Esenzione fino a un milione di euro
Il trattamento fiscale per le donazioni e successioni prevede, “nel caso di un’azienda o di partecipazioni aventi valore eccedente (per ogni beneficiario) un milione di euro, il pagamento dell’imposta di successione e donazione con l’aliquota del 4% per l’eccedenza rispetto alla franchigia di un milione di euro”, dice Tambalo.
Quando il trasferimento d’azienda non è soggetto all’imposta di donazione e successione
Dunque, poter rientrare in uno dei casi di esenzione consentirebbe un significativo risparmio agli eredi. Quali sono allora questi casi? Nello specifico essi sono disciplinati dall’articolo 3 (comma 4-ter) del Decreto legislativo 346/90, secondo cui non sono soggetti ad imposta di donazione e di successione, anche se realizzati attraverso patti di famiglia, i trasferimenti di azienda o di rami d’azienda, di quote sociali, di azioni a due condizioni. Ovvero che il destinatario sia un discendente o il coniuge del disponente; e se il trasferimento consente al beneficiario di acquisire o integrare il “controllo” della società ed esso prosegua l’esercizio dell’impresa o detenga il controllo della società per un periodo non inferiore a 5 anni dalla data del trasferimento. L’esenzione si estende anche alle imposte ipotecaria e catastale relative agli immobili contenuti nell’azienda ceduta.

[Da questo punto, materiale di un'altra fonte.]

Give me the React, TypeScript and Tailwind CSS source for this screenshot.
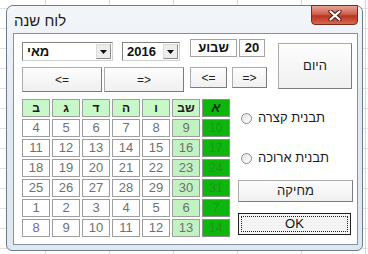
const HEAD = ['ב', 'ג', 'ד', 'ה', 'ו', 'שב', 'א']
const ROWS = [
  [4, 5, 6, 7, 8, 9, 10],
  [11, 12, 13, 14, 15, 16, 17],
  [18, 19, 20, 21, 22, 23, 24],
  [25, 26, 27, 28, 29, 30, 31],
  [1, 2, 3, 4, 5, 6, 7],
  [8, 9, 10, 11, 12, 13, 14],
]

const FONT = { fontFamily: '"Liberation Sans", "DejaVu Sans", sans-serif' }

function Btn({ label, className }: { label: string; className: string }) {
  return (
    <div
      className={
        'flex items-center justify-center border border-[#acacac] border-r-[#7c7c7c] border-b-[#7c7c7c] bg-[linear-gradient(#fdfdfd,#f0f0f0)] text-[12px] text-[#1e1e1e] ' +
        className
      }
    >
      {label}
    </div>
  )
}

function Combo({ value, className }: { value: string; className: string }) {
  return (
    <div className={'flex h-[19px] border border-[#828282] border-r-[#d0d0d0] border-b-[#d0d0d0] bg-white ' + className}>
      <div className="flex-1 pl-[4px] text-[13px] font-bold leading-[17px] text-[#111]">{value}</div>
      <div className="m-[1px] flex w-[15px] items-center justify-center border border-[#dcdcdc] border-r-[#8a8a8a] border-b-[#8a8a8a] bg-[#ececec]">
        <svg width="7" height="4" viewBox="0 0 7 4">
          <path d="M0 0h7L3.5 4z" fill="#111" />
        </svg>
      </div>
    </div>
  )
}

function Radio({ label }: { label: string }) {
  return (
    <div className="flex h-[16px] items-center gap-[6px] pl-[3px]">
      <div className="h-[11px] w-[11px] rounded-full border border-[#8c8c8c] bg-[linear-gradient(135deg,#e2e2e2,#ffffff)]" />
      <span className="text-[13px] text-[#1a1a1a]">{label}</span>
    </div>
  )
}

export default function App() {
  return (
    <div
      style={FONT}
      className="h-[254px] w-[368px] overflow-hidden bg-white bg-[linear-gradient(90deg,#d8d8d8_1px,transparent_1px),linear-gradient(#e2e2e2_1px,transparent_1px)] bg-size-[64px_20px] bg-position-[45px_8px] pl-[6px] pt-[5px]"
    >
      {/* window */}
      <div className="flex h-[246px] w-[357px] flex-col rounded-t-[7px] rounded-b-[6px] border border-[#6d7b8a] bg-[linear-gradient(180deg,#f3f6f9,#e4eaf1_40%,#dfe7ef)] pb-[5px] pl-[6px] pr-[4px]">
        {/* title bar */}
        <div className="flex h-[27px] items-start justify-between">
          <div className="pl-[1px] pt-[6px] text-[15px] leading-[18px] text-[#1b1b1b]">לוח שנה</div>
          <div className="-mt-[1px] flex h-[20px] w-[47px] items-center justify-center rounded-b-[4px] border border-[#7a2a20] bg-[linear-gradient(#e7a597,#d1604c_45%,#b83422_55%,#d36a4f)]">
            <svg width="14" height="11" viewBox="0 0 14 11">
              <path d="M2.5 1.5l9 8M11.5 1.5l-9 8" stroke="#5a1a12" strokeWidth="4.2" strokeLinecap="round" />
              <path d="M2.5 1.5l9 8M11.5 1.5l-9 8" stroke="#ffffff" strokeWidth="2.2" strokeLinecap="round" />
            </svg>
          </div>
        </div>

        {/* client */}
        <div className="flex h-[212px] w-[345px] flex-col border border-[#8592a0] bg-white">
          {/* top controls */}
          <div className="flex items-start pl-[8px] pt-[5px]">
            <div className="mt-[3px] flex w-[162px] flex-col gap-[6px]">
              <div className="flex gap-[9px]">
                <Combo value="מאי" className="w-[91px]" />
                <Combo value="2016" className="w-[58px]" />
              </div>
              <div className="flex gap-[2px]">
                <Btn label="<=" className="h-[25px] w-[80px]" />
                <Btn label="=>" className="h-[25px] w-[80px]" />
              </div>
            </div>

            <div className="ml-[6px] flex w-[77px] flex-col gap-[10px]">
              <div className="flex gap-[2px]">
                <div className="flex h-[18px] w-[47px] items-center justify-center border border-[#a3a3a3] bg-white text-[13px] font-bold text-[#111]">
                  שבוע
                </div>
                <div className="flex h-[18px] w-[26px] items-center justify-center border border-[#a3a3a3] bg-white text-[13px] font-bold text-[#111]">
                  20
                </div>
              </div>
              <div className="flex gap-[5px]">
                <Btn label="<=" className="h-[21px] w-[37px]" />
                <Btn label="=>" className="h-[21px] w-[35px]" />
              </div>
            </div>

            <Btn label="היום" className="ml-[11px] mt-[4px] h-[46px] w-[74px] text-[13px]" />
          </div>

          {/* calendar + side panel */}
          <div className="mt-[7px] flex pl-[8px]">
            <div className="grid grid-cols-[repeat(7,28px)] grid-rows-[repeat(7,18px)] gap-[2px]">
              {HEAD.map((h, i) => (
                <div
                  key={h}
                  className={
                    i === 6
                      ? 'flex items-center justify-center border border-[#8e8e8e] bg-[#0db60d] text-[13px] font-bold italic text-[#0d2b0d]'
                      : 'flex items-center justify-center border border-[#9e9e9e] bg-[#c8f7c8] text-[12px] font-bold text-[#1b1b1b]'
                  }
                >
                  {h}
                </div>
              ))}
              {ROWS.flatMap((row, r) =>
                row.map((d, i) => (
                  <div
                    key={r + '-' + i}
                    className={
                      i === 6
                        ? 'flex items-center justify-center border border-[#8e8e8e] bg-[#0db60d] text-[12px] text-[#2b8d1f]'
                        : i === 5
                          ? 'flex items-center justify-center border border-[#9e9e9e] bg-[#c2f2c2] text-[13px] text-[#707070]'
                          : 'flex items-center justify-center border border-[#9e9e9e] bg-white text-[13px] text-[#707070]'
                    }
                  >
                    {d}
                  </div>
                ))
              )}
            </div>

            <div className="ml-[8px] flex w-[115px] flex-col">
              <div className="mt-[11px]">
                <Radio label="תבנית קצרה" />
              </div>
              <div className="mt-[24px]">
                <Radio label="תבנית ארוכה" />
              </div>
              <Btn label="מחיקה" className="mt-[14px] h-[22px] w-[115px] text-[13px]" />
              <div className="mt-[11px] h-[22px] w-[113px] border border-[#1f1f1f] bg-[#f4f4f4] p-[2px]">
                <div className="flex h-full items-center justify-center border border-dotted border-[#222] text-[13px] text-[#111]">
                  OK
                </div>
              </div>
            </div>
          </div>
        </div>
      </div>
    </div>
  )
}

L’obbligo di gestione quinquennale dell’azienda ereditata
Ma attenzione: “qualora venga meno l’ultima condizione richiesta (esercizio quinquennale dell’impresa trasferita o mantenimento quinquennale del controllo), si verifica la decadenza dal beneficio, con conseguente obbligo di corrispondere l’imposta in misura ordinaria, oltre ad una sanzione amministrativa del 30% su ogni importo non versato ed oltre agli interessi di mora decorrenti dalla data in cui l’imposta avrebbe dovuto essere pagata”, spiega Tambalo. Ci sono altri elementi da evidenziare. Il primo è relativo alla partecipazione di maggioranza che deve essere tale solo per le società di capitali, come confermato anche dall’Agenzia delle Entrate. Mentre, nel caso di società di persone, si applica al trasferimento di partecipazioni di qualsiasi entità (quindi anche per partecipazioni di minoranza).
La disciplina per le società di capitali
Tornando alle società di capitali, l’esenzione è valida anche quando il trasferimento è di una partecipazione di minoranza che però, sommata alla quota già posseduta dal beneficiario, gli consente di acquisire il controllo. Se il trasferimento è invece in favore di più discendenti, frazionando fra essi una partecipazione che in via unitaria sarebbe stata di controllo, non configura l’integrazione o l’acquisizione del controllo sociale richiesto dalla norma; “in questo caso, l’unica soluzione per fruire dell’agevolazione sarebbe quella di trasferire tale partecipazione in comproprietà fra i diversi beneficiari, nominando un rappresentante comune per l’esercizio dei diritti sociali spettanti ai contitolari della quota di partecipazione”, dice Tambalo.
Le eccezioni dell’Agenzia delle Entrate
Ancora, i trasferimenti devono avvenire tra persone fisiche: pertanto è esclusa, ad esempio, “l’applicazione dell’agevolazione all’ipotesi di società unipersonale che “doni” l’unica azienda al coniuge/discendenti del suo socio unico – dice Tambalo – e stante il tenore letterale della norma, si ritiene che anche i soggetti beneficiari dei trasferimenti agevolati (“discendenti” o “coniuge”) debbano essere necessariamente persone fisiche”. La legge prevede l’esenzione anche in caso oggetto del trasferimento siano rami di aziende e non solo dell’intera azienda, purché il ramo, autonomamente considerato, possa effettivamente qualificarsi come un complesso di beni organizzati dall’imprenditore per l’esercizio dell’impresa.
“L’Agenzia delle Entrate ha invece escluso di recente la possibilità di fruire del beneficio trasferendo la sola nuda proprietà dell’azienda. Così pare esclusa la possibilità di fruire del beneficio in caso di trasferimento di azienda che, al momento del trasferimento, risulti concessa in affitto o comodato, a meno che l’affittuario/comodatario non sia il discendente assegnatario dell’azienda stessa, ipotesi difficilmente riscontrabile nella pratica”, conclude Tambalo.